* **Exercise directions**
Records follow. Copy every line with "index".

[Rows from a dataset of pages and code]
○ ○ ○ ○ ○ ○ ○

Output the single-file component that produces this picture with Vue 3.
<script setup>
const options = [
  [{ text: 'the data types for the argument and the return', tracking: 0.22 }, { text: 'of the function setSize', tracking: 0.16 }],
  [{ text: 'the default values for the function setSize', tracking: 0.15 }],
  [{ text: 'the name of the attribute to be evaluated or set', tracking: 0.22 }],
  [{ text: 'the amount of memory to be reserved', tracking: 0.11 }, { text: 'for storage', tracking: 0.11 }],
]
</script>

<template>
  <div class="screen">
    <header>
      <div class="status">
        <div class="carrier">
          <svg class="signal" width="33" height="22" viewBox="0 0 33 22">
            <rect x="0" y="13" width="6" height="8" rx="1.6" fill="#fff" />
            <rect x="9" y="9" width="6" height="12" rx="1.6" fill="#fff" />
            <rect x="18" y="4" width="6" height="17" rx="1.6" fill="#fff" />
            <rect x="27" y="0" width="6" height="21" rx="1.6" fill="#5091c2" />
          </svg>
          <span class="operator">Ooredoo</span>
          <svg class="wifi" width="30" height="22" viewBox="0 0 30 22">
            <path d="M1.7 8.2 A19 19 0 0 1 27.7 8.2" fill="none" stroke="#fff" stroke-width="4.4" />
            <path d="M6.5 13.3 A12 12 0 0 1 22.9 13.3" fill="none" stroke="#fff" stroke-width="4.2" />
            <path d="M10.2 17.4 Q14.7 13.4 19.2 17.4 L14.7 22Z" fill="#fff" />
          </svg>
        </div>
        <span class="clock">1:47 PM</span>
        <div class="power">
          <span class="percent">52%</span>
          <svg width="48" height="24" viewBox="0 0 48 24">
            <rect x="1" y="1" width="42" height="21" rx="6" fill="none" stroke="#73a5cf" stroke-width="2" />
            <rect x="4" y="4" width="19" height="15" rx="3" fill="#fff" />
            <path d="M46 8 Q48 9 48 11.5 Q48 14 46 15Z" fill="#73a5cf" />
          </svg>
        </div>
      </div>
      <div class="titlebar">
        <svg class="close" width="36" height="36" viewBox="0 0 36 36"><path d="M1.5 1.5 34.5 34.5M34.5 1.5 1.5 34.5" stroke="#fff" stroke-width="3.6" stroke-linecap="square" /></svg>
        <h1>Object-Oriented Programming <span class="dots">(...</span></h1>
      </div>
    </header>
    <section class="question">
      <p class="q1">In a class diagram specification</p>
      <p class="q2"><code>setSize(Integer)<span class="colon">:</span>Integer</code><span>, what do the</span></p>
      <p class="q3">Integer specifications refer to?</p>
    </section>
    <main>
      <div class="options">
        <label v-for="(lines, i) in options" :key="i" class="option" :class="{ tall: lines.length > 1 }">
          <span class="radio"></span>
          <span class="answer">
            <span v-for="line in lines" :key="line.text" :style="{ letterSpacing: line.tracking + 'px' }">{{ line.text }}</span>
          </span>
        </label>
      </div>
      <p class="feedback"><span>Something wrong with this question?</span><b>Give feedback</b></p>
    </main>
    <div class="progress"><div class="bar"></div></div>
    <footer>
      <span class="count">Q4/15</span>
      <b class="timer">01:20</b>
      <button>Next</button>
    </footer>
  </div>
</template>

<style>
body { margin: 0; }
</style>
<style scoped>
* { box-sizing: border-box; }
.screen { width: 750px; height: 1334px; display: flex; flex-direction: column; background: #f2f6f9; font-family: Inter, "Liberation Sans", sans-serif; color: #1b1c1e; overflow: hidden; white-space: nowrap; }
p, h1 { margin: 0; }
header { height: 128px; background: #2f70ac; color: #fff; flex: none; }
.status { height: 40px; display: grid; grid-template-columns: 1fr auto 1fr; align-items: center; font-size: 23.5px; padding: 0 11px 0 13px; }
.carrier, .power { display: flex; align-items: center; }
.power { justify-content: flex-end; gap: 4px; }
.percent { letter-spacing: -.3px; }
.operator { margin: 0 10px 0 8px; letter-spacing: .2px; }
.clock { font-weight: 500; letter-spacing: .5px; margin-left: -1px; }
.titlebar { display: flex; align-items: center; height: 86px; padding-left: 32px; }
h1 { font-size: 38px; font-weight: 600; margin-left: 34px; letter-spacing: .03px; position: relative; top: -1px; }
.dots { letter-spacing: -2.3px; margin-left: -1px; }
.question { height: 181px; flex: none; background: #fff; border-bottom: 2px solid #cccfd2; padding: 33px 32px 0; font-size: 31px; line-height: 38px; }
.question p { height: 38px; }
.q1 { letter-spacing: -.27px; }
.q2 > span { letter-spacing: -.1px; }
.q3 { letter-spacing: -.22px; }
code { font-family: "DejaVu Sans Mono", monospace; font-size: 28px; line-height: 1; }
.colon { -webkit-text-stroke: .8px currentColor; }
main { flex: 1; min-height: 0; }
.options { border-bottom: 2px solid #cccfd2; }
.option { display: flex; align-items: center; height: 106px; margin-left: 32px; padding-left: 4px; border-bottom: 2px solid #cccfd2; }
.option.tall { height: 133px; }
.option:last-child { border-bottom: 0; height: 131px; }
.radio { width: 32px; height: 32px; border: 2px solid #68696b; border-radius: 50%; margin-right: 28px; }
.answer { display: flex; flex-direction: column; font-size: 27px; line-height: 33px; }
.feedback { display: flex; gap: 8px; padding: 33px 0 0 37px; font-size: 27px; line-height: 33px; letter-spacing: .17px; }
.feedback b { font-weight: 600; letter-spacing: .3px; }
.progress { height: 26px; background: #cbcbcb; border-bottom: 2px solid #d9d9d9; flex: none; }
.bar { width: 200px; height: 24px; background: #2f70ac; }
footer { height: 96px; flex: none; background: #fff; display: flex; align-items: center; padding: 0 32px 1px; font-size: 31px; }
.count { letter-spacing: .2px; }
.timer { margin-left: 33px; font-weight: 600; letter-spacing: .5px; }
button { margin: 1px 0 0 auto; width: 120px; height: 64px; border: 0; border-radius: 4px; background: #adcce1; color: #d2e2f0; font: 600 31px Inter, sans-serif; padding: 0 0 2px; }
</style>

○ ○ ○ ○ ○ ○ ○

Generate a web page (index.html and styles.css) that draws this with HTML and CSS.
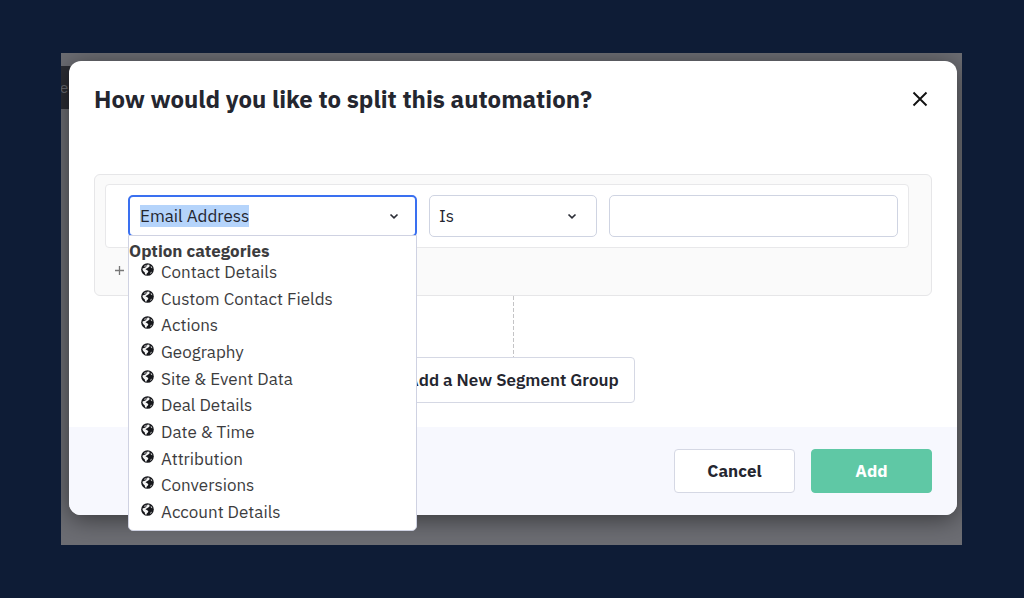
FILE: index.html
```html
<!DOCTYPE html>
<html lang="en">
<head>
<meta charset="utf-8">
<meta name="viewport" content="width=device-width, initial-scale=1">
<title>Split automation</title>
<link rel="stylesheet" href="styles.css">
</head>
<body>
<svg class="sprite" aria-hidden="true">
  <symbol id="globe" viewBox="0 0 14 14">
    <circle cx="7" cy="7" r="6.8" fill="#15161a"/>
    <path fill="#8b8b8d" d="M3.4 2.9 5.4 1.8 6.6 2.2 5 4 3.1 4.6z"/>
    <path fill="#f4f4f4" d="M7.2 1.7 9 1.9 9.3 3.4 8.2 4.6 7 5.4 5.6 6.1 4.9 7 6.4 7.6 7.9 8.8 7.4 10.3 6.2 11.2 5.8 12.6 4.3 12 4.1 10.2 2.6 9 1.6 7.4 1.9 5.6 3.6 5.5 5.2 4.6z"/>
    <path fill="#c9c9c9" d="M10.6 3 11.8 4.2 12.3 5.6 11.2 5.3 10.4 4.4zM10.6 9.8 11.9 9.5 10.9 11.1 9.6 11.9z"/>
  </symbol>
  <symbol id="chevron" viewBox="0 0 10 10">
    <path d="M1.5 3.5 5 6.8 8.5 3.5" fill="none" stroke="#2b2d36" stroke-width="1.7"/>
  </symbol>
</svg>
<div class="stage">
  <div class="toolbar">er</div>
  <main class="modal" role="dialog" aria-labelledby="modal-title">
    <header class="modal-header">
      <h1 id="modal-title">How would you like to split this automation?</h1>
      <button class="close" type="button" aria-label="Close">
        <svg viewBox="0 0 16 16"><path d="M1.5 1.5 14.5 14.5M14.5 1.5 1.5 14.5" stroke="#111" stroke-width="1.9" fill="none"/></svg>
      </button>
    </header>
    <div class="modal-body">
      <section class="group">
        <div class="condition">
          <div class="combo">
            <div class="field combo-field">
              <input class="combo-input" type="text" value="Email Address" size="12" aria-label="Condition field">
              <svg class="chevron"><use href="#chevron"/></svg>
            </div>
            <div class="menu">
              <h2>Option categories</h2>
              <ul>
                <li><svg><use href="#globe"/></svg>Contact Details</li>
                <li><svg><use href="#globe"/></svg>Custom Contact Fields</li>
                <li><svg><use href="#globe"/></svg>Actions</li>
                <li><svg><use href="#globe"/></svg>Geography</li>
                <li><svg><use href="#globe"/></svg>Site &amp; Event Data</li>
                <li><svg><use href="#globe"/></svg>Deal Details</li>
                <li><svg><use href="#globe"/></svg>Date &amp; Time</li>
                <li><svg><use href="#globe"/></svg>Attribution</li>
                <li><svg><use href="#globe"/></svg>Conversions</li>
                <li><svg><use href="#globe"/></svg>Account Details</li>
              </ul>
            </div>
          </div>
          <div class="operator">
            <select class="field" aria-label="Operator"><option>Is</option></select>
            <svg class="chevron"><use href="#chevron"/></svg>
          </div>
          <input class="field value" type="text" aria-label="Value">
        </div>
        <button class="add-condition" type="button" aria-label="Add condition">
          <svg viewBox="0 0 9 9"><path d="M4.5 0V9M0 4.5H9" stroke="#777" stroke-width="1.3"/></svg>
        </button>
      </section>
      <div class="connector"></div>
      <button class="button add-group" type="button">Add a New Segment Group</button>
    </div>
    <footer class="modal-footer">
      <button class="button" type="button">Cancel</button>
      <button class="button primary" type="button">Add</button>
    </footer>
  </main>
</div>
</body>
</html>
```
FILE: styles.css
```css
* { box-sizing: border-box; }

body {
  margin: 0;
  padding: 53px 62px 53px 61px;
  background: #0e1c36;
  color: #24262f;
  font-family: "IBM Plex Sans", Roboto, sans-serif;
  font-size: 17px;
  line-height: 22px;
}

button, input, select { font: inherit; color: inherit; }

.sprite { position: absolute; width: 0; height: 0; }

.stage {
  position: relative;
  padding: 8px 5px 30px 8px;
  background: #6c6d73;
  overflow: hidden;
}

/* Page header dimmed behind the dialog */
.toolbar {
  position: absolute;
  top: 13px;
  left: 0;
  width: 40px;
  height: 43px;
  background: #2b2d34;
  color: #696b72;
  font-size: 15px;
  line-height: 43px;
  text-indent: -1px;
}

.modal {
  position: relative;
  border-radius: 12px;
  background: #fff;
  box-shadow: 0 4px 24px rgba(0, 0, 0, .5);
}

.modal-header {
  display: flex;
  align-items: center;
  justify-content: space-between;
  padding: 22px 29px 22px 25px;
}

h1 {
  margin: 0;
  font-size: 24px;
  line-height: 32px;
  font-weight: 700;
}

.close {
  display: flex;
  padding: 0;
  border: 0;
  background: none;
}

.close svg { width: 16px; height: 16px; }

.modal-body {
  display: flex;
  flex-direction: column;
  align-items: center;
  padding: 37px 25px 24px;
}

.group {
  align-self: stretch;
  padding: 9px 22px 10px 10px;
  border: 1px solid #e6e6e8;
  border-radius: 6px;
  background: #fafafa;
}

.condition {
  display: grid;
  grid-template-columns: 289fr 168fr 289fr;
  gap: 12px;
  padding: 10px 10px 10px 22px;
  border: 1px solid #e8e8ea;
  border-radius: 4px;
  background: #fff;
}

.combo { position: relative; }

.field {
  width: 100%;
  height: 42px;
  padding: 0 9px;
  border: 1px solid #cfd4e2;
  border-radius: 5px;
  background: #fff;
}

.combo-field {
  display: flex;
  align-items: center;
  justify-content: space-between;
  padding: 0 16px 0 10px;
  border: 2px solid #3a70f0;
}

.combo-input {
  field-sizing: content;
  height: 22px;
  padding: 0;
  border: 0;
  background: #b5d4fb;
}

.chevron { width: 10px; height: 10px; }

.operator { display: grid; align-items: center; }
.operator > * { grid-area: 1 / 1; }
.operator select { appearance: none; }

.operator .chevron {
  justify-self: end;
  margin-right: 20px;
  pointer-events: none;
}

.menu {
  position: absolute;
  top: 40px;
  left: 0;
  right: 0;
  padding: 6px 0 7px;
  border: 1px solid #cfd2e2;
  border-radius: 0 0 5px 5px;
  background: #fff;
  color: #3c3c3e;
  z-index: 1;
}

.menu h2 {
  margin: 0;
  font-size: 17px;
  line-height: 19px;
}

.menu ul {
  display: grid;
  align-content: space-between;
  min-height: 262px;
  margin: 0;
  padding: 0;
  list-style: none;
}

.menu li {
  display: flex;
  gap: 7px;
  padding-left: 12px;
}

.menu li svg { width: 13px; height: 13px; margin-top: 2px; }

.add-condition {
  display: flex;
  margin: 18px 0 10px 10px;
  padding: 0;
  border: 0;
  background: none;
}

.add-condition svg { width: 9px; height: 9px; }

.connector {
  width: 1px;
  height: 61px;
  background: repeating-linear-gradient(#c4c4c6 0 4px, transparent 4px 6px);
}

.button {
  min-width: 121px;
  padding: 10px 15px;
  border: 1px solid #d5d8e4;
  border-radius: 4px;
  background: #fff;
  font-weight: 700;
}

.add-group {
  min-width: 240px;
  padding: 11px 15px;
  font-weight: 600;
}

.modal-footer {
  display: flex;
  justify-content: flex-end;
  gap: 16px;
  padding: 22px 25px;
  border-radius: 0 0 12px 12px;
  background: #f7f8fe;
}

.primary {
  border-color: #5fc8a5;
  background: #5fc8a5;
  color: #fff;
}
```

○ ○ ○ ○ ○ ○ ○

* **Answer to the exercise**
Generate a web page (index.html and styles.css) that draws this with HTML and CSS.
FILE: index.html
  z-index: 1;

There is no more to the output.